**Exercise directions:**
Check each line of the listing below for the word "index" and say how many lines have it. Nothing else should be written.
%%
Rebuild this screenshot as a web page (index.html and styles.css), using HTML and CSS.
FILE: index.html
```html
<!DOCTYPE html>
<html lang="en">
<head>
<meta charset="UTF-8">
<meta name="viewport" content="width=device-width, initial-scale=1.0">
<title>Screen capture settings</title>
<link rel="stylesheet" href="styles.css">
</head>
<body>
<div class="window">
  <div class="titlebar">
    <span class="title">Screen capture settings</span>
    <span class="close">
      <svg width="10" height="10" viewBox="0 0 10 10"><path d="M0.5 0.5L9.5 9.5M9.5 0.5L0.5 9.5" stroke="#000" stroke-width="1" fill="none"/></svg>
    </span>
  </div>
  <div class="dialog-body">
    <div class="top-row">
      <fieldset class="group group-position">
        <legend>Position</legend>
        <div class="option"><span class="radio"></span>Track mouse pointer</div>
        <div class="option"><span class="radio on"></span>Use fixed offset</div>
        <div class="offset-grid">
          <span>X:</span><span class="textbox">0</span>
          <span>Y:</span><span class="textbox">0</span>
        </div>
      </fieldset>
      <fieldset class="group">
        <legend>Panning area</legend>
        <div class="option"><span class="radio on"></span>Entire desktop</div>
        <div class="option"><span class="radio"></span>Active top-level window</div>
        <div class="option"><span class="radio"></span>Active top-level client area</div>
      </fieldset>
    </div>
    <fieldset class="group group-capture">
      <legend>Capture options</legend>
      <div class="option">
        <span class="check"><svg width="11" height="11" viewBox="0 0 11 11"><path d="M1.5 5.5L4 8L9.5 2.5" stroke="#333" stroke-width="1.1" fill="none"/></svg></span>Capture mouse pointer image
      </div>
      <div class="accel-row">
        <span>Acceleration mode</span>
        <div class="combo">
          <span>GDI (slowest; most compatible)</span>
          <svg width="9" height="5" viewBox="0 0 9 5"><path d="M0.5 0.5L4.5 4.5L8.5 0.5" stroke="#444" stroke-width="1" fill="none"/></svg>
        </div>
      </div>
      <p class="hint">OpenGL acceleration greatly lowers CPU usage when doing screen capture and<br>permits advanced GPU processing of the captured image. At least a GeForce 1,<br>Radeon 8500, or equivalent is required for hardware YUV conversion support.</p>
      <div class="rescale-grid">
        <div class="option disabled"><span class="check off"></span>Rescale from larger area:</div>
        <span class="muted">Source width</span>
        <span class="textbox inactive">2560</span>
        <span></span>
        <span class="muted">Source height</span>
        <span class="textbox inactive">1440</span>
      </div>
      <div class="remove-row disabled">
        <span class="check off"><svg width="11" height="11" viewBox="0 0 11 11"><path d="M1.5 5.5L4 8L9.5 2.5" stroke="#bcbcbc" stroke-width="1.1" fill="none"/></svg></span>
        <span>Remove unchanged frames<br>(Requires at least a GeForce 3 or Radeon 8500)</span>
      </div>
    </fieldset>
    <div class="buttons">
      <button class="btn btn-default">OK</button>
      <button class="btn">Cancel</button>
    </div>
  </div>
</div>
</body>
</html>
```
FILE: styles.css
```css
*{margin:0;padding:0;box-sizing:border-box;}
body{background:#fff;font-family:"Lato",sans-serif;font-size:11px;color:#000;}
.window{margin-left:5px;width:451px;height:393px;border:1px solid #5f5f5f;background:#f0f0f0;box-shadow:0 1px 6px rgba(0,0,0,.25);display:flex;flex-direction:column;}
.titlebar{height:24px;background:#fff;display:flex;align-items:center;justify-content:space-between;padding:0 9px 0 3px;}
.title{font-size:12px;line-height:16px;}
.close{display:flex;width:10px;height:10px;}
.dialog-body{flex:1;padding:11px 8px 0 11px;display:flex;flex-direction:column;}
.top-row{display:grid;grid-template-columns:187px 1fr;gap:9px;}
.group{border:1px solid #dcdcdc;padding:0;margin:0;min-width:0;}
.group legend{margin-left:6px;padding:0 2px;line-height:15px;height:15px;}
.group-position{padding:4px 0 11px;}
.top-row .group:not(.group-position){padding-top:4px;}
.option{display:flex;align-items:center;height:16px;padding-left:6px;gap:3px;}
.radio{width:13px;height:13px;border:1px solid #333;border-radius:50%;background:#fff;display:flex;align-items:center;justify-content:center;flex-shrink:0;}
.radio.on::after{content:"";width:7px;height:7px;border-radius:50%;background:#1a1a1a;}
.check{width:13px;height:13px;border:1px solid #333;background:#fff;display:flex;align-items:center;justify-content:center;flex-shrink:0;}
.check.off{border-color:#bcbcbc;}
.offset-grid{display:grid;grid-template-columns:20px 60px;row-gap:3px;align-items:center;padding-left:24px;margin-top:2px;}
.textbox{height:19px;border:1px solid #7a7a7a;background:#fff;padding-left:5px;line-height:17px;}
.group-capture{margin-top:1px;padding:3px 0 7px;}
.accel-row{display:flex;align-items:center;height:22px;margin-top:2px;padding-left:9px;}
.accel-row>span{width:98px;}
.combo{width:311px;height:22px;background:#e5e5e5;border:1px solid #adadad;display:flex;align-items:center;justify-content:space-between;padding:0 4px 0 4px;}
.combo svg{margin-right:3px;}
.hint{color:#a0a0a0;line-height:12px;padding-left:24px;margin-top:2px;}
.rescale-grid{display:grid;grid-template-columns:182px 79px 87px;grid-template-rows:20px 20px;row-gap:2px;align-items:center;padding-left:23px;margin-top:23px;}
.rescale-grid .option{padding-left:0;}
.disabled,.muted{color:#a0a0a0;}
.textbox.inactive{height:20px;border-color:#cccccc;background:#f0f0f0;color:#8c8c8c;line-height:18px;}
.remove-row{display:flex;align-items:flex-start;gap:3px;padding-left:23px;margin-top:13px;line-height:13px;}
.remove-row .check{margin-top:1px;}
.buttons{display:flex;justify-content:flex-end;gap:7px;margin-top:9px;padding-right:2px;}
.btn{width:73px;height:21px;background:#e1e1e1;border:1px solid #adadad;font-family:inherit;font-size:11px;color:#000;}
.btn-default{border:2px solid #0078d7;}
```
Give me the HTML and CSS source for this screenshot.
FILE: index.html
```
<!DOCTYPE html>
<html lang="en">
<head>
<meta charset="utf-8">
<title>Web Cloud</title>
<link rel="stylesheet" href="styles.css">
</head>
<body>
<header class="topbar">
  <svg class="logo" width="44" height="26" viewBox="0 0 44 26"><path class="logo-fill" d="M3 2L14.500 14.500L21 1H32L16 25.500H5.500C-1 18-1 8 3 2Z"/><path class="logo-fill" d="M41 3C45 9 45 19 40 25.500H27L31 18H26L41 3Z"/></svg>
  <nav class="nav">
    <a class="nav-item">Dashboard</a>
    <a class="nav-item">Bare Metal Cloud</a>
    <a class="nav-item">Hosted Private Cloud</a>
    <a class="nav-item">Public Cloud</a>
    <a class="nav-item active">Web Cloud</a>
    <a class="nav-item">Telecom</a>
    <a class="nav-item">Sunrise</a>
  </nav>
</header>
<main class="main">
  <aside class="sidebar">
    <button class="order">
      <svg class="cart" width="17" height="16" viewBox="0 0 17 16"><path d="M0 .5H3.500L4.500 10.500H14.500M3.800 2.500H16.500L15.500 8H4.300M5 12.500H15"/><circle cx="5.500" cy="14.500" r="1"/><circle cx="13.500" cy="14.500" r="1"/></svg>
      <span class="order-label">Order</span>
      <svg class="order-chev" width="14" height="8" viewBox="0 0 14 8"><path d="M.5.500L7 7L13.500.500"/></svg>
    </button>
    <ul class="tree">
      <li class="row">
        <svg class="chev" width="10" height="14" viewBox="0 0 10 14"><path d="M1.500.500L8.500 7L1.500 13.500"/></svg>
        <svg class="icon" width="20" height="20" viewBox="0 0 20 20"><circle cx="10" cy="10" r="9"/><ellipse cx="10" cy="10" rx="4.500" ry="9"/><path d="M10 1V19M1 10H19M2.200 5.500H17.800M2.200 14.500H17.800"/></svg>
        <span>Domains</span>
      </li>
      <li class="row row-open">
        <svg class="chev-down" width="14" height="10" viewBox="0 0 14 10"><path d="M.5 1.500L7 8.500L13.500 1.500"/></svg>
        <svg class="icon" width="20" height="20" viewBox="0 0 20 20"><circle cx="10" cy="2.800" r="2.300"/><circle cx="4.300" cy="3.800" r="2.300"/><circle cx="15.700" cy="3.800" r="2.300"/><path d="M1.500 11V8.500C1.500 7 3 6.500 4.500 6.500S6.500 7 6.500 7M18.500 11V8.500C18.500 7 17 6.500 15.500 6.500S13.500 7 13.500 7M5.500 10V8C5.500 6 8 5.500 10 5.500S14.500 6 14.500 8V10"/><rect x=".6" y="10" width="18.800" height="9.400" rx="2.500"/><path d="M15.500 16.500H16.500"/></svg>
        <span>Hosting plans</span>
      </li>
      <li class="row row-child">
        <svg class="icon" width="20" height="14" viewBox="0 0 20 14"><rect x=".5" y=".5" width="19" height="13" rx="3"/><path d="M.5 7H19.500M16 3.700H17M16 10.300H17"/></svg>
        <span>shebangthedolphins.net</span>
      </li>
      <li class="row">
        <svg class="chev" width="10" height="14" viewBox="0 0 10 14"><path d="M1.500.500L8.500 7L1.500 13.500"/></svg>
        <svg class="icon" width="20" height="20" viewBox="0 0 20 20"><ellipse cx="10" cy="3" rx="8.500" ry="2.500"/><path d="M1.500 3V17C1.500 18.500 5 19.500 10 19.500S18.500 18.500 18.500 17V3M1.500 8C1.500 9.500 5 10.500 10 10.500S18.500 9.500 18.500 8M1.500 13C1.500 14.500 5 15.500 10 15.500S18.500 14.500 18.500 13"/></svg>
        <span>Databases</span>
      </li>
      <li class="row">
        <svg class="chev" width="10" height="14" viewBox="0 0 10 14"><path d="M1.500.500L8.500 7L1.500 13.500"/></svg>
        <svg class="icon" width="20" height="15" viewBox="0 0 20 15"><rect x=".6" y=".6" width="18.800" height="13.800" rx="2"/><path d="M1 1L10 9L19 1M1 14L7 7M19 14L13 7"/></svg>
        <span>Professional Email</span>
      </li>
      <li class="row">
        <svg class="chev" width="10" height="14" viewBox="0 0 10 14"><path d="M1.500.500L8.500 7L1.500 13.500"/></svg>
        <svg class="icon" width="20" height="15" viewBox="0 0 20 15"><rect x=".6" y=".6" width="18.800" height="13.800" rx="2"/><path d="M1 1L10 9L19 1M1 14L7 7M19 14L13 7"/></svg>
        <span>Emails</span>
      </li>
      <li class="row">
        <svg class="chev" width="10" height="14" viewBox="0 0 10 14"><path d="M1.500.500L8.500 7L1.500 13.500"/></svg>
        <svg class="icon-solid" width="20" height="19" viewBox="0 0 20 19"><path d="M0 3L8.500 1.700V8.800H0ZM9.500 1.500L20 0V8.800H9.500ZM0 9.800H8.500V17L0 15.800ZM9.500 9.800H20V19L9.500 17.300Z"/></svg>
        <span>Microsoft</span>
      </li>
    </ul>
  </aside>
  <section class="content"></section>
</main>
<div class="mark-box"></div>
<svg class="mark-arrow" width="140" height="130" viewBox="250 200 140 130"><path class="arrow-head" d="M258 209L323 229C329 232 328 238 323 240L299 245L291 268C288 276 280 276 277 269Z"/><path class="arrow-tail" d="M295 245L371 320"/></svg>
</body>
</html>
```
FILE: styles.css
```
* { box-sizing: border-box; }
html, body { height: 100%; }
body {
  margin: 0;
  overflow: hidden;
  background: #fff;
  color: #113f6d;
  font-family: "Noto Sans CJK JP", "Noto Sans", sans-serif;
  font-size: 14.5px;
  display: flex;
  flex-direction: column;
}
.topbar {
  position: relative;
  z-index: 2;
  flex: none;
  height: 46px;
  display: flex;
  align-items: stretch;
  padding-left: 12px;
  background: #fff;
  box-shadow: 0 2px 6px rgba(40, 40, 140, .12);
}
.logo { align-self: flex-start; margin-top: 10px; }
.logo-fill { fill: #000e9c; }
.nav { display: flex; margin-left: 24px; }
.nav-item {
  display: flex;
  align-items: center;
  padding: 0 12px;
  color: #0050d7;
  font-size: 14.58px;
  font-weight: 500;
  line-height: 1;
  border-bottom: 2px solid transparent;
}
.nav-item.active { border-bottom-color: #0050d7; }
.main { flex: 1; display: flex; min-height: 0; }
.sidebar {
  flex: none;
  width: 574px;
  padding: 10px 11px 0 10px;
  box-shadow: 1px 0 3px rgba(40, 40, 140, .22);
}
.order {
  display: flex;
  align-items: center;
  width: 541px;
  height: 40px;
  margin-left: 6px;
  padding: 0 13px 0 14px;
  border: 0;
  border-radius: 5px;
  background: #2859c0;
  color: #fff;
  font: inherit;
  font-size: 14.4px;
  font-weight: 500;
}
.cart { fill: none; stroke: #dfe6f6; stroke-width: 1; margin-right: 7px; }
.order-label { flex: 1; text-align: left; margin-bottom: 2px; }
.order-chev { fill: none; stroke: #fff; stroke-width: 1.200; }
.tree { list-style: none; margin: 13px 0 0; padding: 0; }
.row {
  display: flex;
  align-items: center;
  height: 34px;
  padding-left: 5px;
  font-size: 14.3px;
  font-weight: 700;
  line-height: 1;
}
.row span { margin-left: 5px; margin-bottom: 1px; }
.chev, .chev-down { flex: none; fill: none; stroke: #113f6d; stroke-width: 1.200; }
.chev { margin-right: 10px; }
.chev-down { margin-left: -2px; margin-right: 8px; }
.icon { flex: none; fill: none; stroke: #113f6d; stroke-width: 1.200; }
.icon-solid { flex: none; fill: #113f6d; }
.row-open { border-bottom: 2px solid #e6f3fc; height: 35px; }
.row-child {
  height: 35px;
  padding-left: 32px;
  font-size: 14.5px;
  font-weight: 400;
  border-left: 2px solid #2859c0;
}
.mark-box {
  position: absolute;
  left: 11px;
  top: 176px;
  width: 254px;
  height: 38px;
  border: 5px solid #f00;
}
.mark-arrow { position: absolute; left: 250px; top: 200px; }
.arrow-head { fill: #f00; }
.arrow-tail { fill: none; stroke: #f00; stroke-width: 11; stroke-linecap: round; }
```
%%
**Full solution:**
4